Aroma Pemilihan Presiden pun semakin kencang menyeruak di tengah publik. Publik nasional sangat menunggu dan menyambut pertemuan SBY dengan Prabowo, yang direncanakan hari ini, menjadi seperti sebuah oase besar atau mata air besar yang akan membasahi bumi Nusantara Indonesia dan melepas dahaga publik akan hadirnya sosok pemimpin baru yang akan menggantikan Jokowi. Mengganti Jokowi dan membawa bangsa ke arah yang baik dan benar. Wajar memang ekspektasi publik begitu besar akan pertemuan ini. Berkaca pada situasi nasional, memang sudah selayaknya segera ada pergantian kepemimpinan nasional. Mungkin banyak pihak yang berharap agar pemilihan presiden dipercepat sebelum 2019, dan itu menjadi sangat wajar sebagai respons kegagalan Jokowi memimpin bangsa ini.

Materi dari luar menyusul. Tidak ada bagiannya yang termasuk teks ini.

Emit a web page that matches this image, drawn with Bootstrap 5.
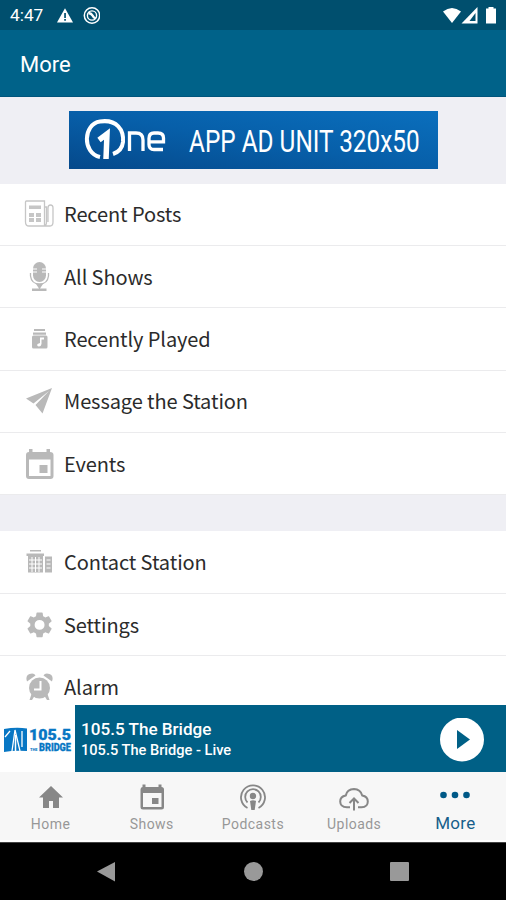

Pertanyaan besar atas pertemuan SBY dan PRABOWO ini adalah, Apakah koalisi Partai Demokrat dan Gerindra akan menjadi poros permanen dalam Pilpres 2019 nanti? Apakah jika poros ini menjadi koalisi Pilpres 2019 akan mencalonkan PRABOWO berpasangan dengan AGUS HARIMURTI YUDHOYONO?

Mungkin terlalu dini jika harus menyatakan bahwa itu akan menjadi Poros Koalisi 2019. Dalam politik, segala kemungkinan itu bisa terjadi. Bisa saja PRABOWO berpasangan dengan AGUS HARIMURTI YUDHOYONO, bisa saja Prabowo berpasangan dengan orang lain selain Agus Harimurti, dan bisa saja Partai Demokrat membangun kekuatan untuk mencalonkan calon presiden sendiri. Semua kemungkinan bisa terjadi dalam politik.

Dengan demikian pertemuan hari ini mungkin adalah lebih kepada dialog 2 tokoh besar bangsa untuk menyamakan persepsi dan menyamakan pandangan terhadap situasi bangsa saat ini dengan harapan akan menghasilkan solusi bagi bangsa Indonesia yang kita cintai ini.

Publik tentu berharap besar atas pertemuan SBY dan PRABOWO hari ini. Publik rindu kedua tokoh ini memimpin bangsa untuk mengembalikan bangsa ini kepada jalur yang benar, sesuai Pancasila dan Konstisusi UUD 45.

Semoga SBY dan PRABOWO bisa menghasilkan sesutu yang baik dan besar untuk masa depan bangsa. Mari kita berdoa untuk itu.